The Middle East in revolt
Today all eyes are on the revolutionary upheavals in North Africa and the Middle East. There millions of people face hunger due to rising food prices, mass unemployment or underemployment, but also a lack of dignity and humiliation by cruel and corrupt rulers. The new media – such as Al Jazeera, websites, blogs, Facebook and Twitter – have enabled the universal character of these outrages to become known, especially to the youth.
They are aware too that the western world lives in relative wellbeing and with democratic rights – indeed its global media boasts of this. Why should they be excluded? They can see how the corporations of imperialist nations suck the Third World dry of their natural resources, bribing and corrupting the local ruling classes. This leaves their countries under- developed, with little or no welfare, with chronic structural unemployment. Low wages are the norm. IMF-promoted privatisation strips the nation of its infrastructure, the market commodifies everything and nothing is safe from the expansion and demands of capital to exploit and control. These conditions make people restless, angry and wanting fundamental change.
The West does indeed send back a tiny part of the its plunder but most of the “aid” is in the form of guns and tanks. Egypt gets $1.3 billion a year. Bahrain, the poorest of the Gulf states, gets $19.5 million a year; Yemen is given $35 million. Israel receives £3 billion, in order to police the Palestinians and act as the gendarme for imperialism in the region. Since making his peace with Blair and Sarkozy, Gaddafi has received record arms sales from the UK, while his people suffer under dictatorship and in poverty.
Half of the Middle East and North African regions population is under the age of 30. They are largely educated, but with no prospects for careers. Some try and go to the West to find work and to send money home, but the West is closing its borders tighter every year.
In countries that exercise such strict censorship over the print media, social media websites play a crucial role in connecting people, fostering the exchange of ideas, and creating the conditions for civil debate and mobilisation.
The bloggers are the modern equivalents of the revolutionary pamphleteers of the American and French revolutions. They are the revolutionary moles, burrowing away under the regimes, spreading dissent and daring to exercise free speech. They can face imprisonment or worse. Navid Mohebbi, an 18-year old, was arrested, imprisoned and beaten for blogging on women’s rights in Iran. Kareem Suleiman in Egypt was imprisoned for four years for criticising Mubarak. These brave individuals are just the tip of an immense iceberg threatening dictatorships across the planet.

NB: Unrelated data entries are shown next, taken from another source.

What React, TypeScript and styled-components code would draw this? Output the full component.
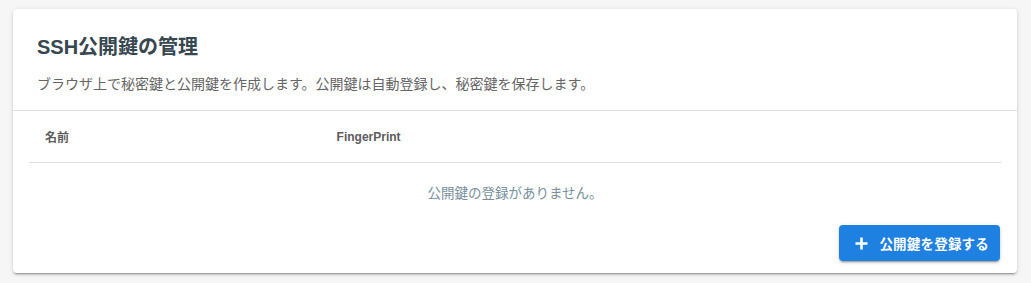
import * as React from "react";
import styled, { createGlobalStyle } from "styled-components";

const fontStack = `"Liberation Sans", "Noto Sans CJK JP", sans-serif`;

const GlobalStyle = createGlobalStyle`
  html, body {
    margin: 0;
    padding: 0;
    background: #f6f6f6;
    font-family: ${fontStack};
  }
`;

const Page = styled.div`
  padding: 9px 14px 10px 13px;
`;

const Card = styled.section`
  background: #fff;
  border-radius: 4px;
  box-shadow: 0 3px 1px -2px rgba(0, 0, 0, 0.2), 0 2px 2px 0 rgba(0, 0, 0, 0.14),
    0 1px 5px 0 rgba(0, 0, 0, 0.12);
`;

const Header = styled.header`
  padding: 22px 24px 16px;
  border-bottom: 1px solid #e0e0e0;
`;

const Title = styled.h2`
  margin: 0;
  font-size: 20px;
  line-height: 32px;
  font-weight: 700;
  color: #37474f;
`;

const Lead = styled.p`
  margin: 11px 0 0;
  font-size: 14px;
  line-height: 20px;
  color: #666;
`;

const TableWrap = styled.div`
  padding: 0 16px;
`;

const Table = styled.table`
  width: 100%;
  border-collapse: collapse;
`;

const Th = styled.th<{ $width?: string }>`
  width: ${({ $width }) => $width ?? "auto"};
  height: 51px;
  padding: 0 16px;
  text-align: left;
  font-size: 12px;
  font-weight: 700;
  color: #5c5c5c;
  border-bottom: 1px solid #e0e0e0;
`;

const EmptyCell = styled.td`
  height: 57px;
  padding: 0 16px;
  text-align: center;
  font-size: 13.5px;
  color: #78909c;
`;

const Actions = styled.div`
  display: flex;
  justify-content: flex-end;
  padding: 5px 17px 12px;
`;

const Button = styled.button`
  display: inline-flex;
  align-items: center;
  gap: 11px;
  height: 36px;
  padding: 0 11px 0 16px;
  border: none;
  border-radius: 4px;
  background: #1e80e1;
  color: #fff;
  font-family: ${fontStack};
  font-size: 13.5px;
  font-weight: 700;
  letter-spacing: 0.2px;
  box-shadow: 0 3px 1px -2px rgba(0, 0, 0, 0.2), 0 2px 2px 0 rgba(0, 0, 0, 0.14),
    0 1px 5px 0 rgba(0, 0, 0, 0.12);
  cursor: pointer;
`;

const PlusIcon = () => (
  <svg width="13" height="13" viewBox="0 0 13 13" aria-hidden="true">
    <path d="M6.5 0.5v12M0.5 6.5h12" stroke="#fff" strokeWidth="2.6" />
  </svg>
);

const App = () => {
  return (
    <Page>
      <GlobalStyle />
      <Card>
        <Header>
          <Title>SSH公開鍵の管理</Title>
          <Lead>ブラウザ上で秘密鍵と公開鍵を作成します。公開鍵は自動登録し、秘密鍵を保存します。</Lead>
        </Header>

        <TableWrap>
          <Table>
            <thead>
              <tr>
                <Th $width="30%">名前</Th>
                <Th>FingerPrint</Th>
              </tr>
            </thead>
            <tbody>
              <tr>
                <EmptyCell colSpan={2}>公開鍵の登録がありません。</EmptyCell>
              </tr>
            </tbody>
          </Table>
        </TableWrap>

        <Actions>
          <Button>
            <PlusIcon />
            公開鍵を登録する
          </Button>
        </Actions>
      </Card>
    </Page>
  );
};

export default App;
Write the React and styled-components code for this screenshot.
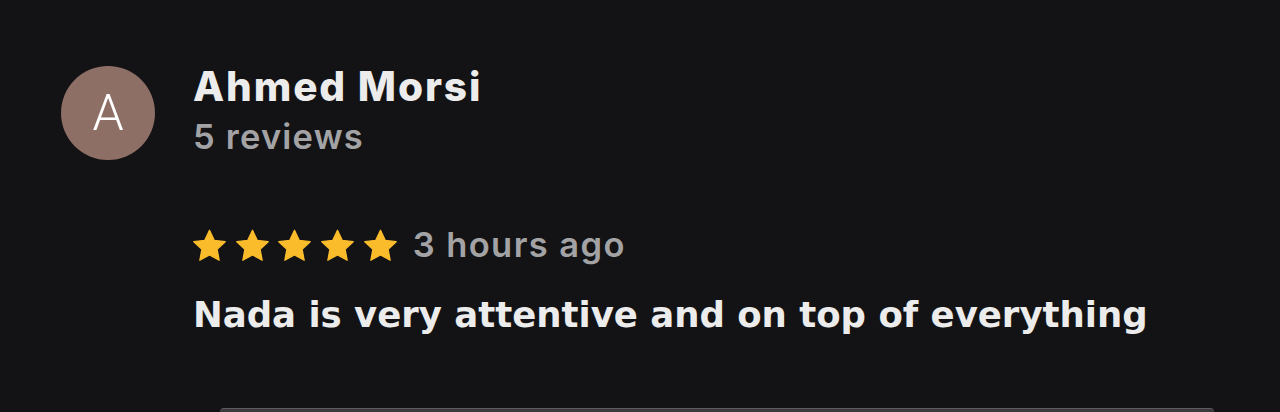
import React from 'react'
import styled, { createGlobalStyle } from 'styled-components'

const GlobalStyle = createGlobalStyle`
    html, body {
        margin: 0;
        padding: 0;
        background: #131315;
        height: 412px;
        overflow: hidden;
    }
    body {
        font-family: Inter, 'Noto Sans', sans-serif;
        -webkit-font-smoothing: antialiased;
    }
`

const Page = styled.main`
    display: flex;
    flex-direction: column;
    height: 412px;
    padding: 66px 0 0 61px;
    box-sizing: border-box;
`

const Header = styled.header`
    display: flex;
    align-items: flex-start;
    gap: 38px;
`

const Avatar = styled.div`
    width: 94px;
    height: 94px;
    border-radius: 50%;
    background: #8e6f66;
    color: #ffffff;
    display: flex;
    align-items: center;
    justify-content: center;
    font-family: Roboto, 'Liberation Sans', sans-serif;
    font-size: 50px;
    font-weight: 300;
    flex-shrink: 0;
`

const Who = styled.div`
    display: flex;
    flex-direction: column;
    margin-top: -3px;
`

const Name = styled.h2`
    margin: 0;
    font-size: 40.5px;
    line-height: 48px;
    font-weight: 800;
    letter-spacing: 1.9px;
    color: #ececec;
`

const Count = styled.span`
    margin-top: 6px;
    font-size: 34.5px;
    line-height: 40px;
    font-weight: 600;
    letter-spacing: 1.2px;
    color: #a3a3a5;
`

const Body = styled.section`
    display: flex;
    flex-direction: column;
    padding-left: 132px;
    margin-top: 65px;
`

const Meta = styled.div`
    display: flex;
    align-items: center;
    gap: 16px;
`

const Stars = styled.div`
    display: flex;
    gap: 9.7px;
`

const Ago = styled.span`
    font-size: 34.5px;
    line-height: 40px;
    font-weight: 600;
    letter-spacing: 1.4px;
    color: #a3a3a5;
`

const Text = styled.p`
    margin: 28px 0 0;
    font-family: 'DejaVu Sans', Inter, sans-serif;
    font-size: 35.5px;
    line-height: 44px;
    font-weight: 700;
    color: #ececec;
`

const Sheet = styled.div`
    margin: auto 66px 0 159px;
    height: 3px;
    border-radius: 14px 14px 0 0;
    background: #3b3b3d;
    border-top: 1px solid #5c5c5e;
`

const Star = () => (
    <svg width="33" height="33" viewBox="1.6 1.4 20.8 20.8">
        <path
            fill="#fbbc2c"
            stroke="#fbbc2c"
            strokeWidth="0.8"
            strokeLinejoin="round"
            d="M12 2.2l3 6.3 6.9.9-5.1 4.8 1.3 6.9L12 17.7l-6.1 3.4 1.3-6.9-5.1-4.8 6.9-.9z"
        />
    </svg>
)

const App = () => {
    return (
        <Page>
            <GlobalStyle />
            <Header>
                <Avatar>A</Avatar>
                <Who>
                    <Name>Ahmed Morsi</Name>
                    <Count>5 reviews</Count>
                </Who>
            </Header>
            <Body>
                <Meta>
                    <Stars>
                        {[0, 1, 2, 3, 4].map(i => <Star key={i} />)}
                    </Stars>
                    <Ago>3 hours ago</Ago>
                </Meta>
                <Text>Nada is very attentive and on top of everything</Text>
            </Body>
            <Sheet />
        </Page>
    )
}

export default App
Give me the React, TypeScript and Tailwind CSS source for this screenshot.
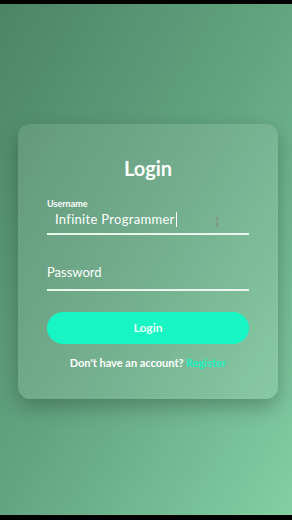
export default function App() {
  return (
    <div className="flex h-[520px] w-[292px] flex-col bg-black" style={{ fontFamily: 'Lato, "Open Sans", sans-serif' }}>
      <div className="h-[4px] shrink-0" />
      <div className="relative flex flex-1 flex-col bg-gradient-to-br from-[#4b8566] via-[#63a581] to-[#84cfa4] pt-[120px]">
        {/* Login card */}
        <div className="ml-[18px] h-[275px] w-[260px] rounded-[12px] bg-white/10 px-[29px] pt-[32px] shadow-[0_8px_20px_rgba(0,0,0,0.25)]">
          <h1 className="text-center text-[20px] font-bold leading-[24px] text-white">Login</h1>

          <div className="relative mt-[18px]">
            <div className="text-[9px] font-bold leading-[12px] text-white">Username</div>
            <div className="flex items-center border-b-2 border-[#e8f6ee] pb-[5px] pl-[8px]">
              <span className="text-[13px] leading-[18px] tracking-[0.3px] text-white">Infinite Programmer</span>
              <span className="ml-[1px] h-[15px] w-[1px] bg-white" />
            </div>
            <svg className="absolute left-[167px] top-[19px]" width="6" height="10" viewBox="0 0 6 10">
              <path d="M1 1h4M3 1v8M1 9h4" stroke="#7b8c84" strokeWidth="1" fill="none" />
            </svg>
          </div>

          <div className="mt-[24px] border-b-2 border-[#e8f6ee] pb-[6px]">
            <span className="text-[13px] leading-[18px] text-white">Password</span>
          </div>

          <button className="mt-[21px] flex h-[32px] w-full items-center justify-center rounded-full bg-[#17f5c4] text-[12px] font-bold text-[#e6fff8]">
            Login
          </button>

          <p className="mt-[12px] text-center text-[11px] font-bold leading-[14px] text-white">
            Don't have an account? <span className="text-[#1ff0c0]">Register</span>
          </p>
        </div>
      </div>
      <div className="h-[5px] shrink-0" />
    </div>
  );
}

What is so inspirational about these struggles is that for years these countries were maintained under the iron heel of the dictators, but today people are fighting back – proving that everywhere that there is oppression and exploitation, there is also the possibility of resistance. The path is not an easy one, but it is a necessary one – one that, with the right revolutionary leadership, can overthrow all dictators and exploiters.
Women on the front lines
In the struggles of 2011 women are everywhere. In Tahrir square they disproved the myth that the women in the Muslim countries are passive, accepting exclusion from public life. Large numbers of women – some wearing hijabs, some not – fought and organised alongside men to bring down Mubarak. In Europe and America women are playing a crucial role in the fight against austerity.
They know that these cuts will hit them hardest. Women everywhere are oppressed under capitalism, but every resistance struggle can turn into a fight for women’s liberation too; one where women as frontline fighters liberate themselves from oppression!
Are peaceful revolutions possible?
The revolutions and mass protests have proved once more that our rulers always use force to defend their power. It is an illusion that the struggle against capitalism can be peaceful. Politicians who said the protesters in Egypt must remain “peaceful” are just hypocrites, since they know every serious issue is ultimately decided by force. Usually that force is exercised by the state. But some people tell us revolutions must be peaceful and can not use force. Tell that to the youth of Tahrir, under attack from Mubarak’s brutal thugs. If they had not defended themselves with makeshift weapons they would have been driven out of the square.
When the students in Britain protested to defend education they too were met with violence from the police. In France and Greece striking workers have been violently attacked by riot police.
We must defend ourselves, with force if need be, and be under no illusions that our rulers will give up their power unless they are forced to do so.
Now we need a Fifth International
New forms of communication, especially social media, have played a huge and positive role, creating networks and mobilising masses on the streets against dictatorial regimes. This is revolution in the 21st century – not only televised but Twittered and Facebooked as well.
But we need to go further. In Egypt Mubarak has gone but the army is still in power. The Egyptian workers and revolutionary youth, whose strikes and resistance beat the police and brought down the regime, still face a government of tyranny and oppression. Now they need more than a social network – they need a working class party to fight for a different type of government and a different system.
This means going beyond the “new” methods to a radical redicovery of some “old” ones – methods the working class has known in every generation. In every country the working class in its millions must come to the head of the movement. This is no illusion or daydream of Trotskyists; it is the urgent task of today. It is the difference between a world of increasing barbarism, or one which breaks free from misery and oppression for good.
The programme we need is one that starts from the burning issues – austerity, cuts, hunger, unemployment, legalised police repression or outright dictatorship – and meets these with powerful counter-attack: the all out general strike, mass demonstrations, the popular uprising. To develop and extend these actions, new and also old forms of organisation are needed – revolutionary parties on the genuine democratic model of Lenin and the Bolsheviks in 1917 – not the Stalinist bureaucratic tyrannies.
Such parties cannot be built in isolation. We have to learn lessons from one another around the globe, helping each other not simply spontaneously but as part of a conscious plan. In short we need a revolutionary working class international – a Fifth International.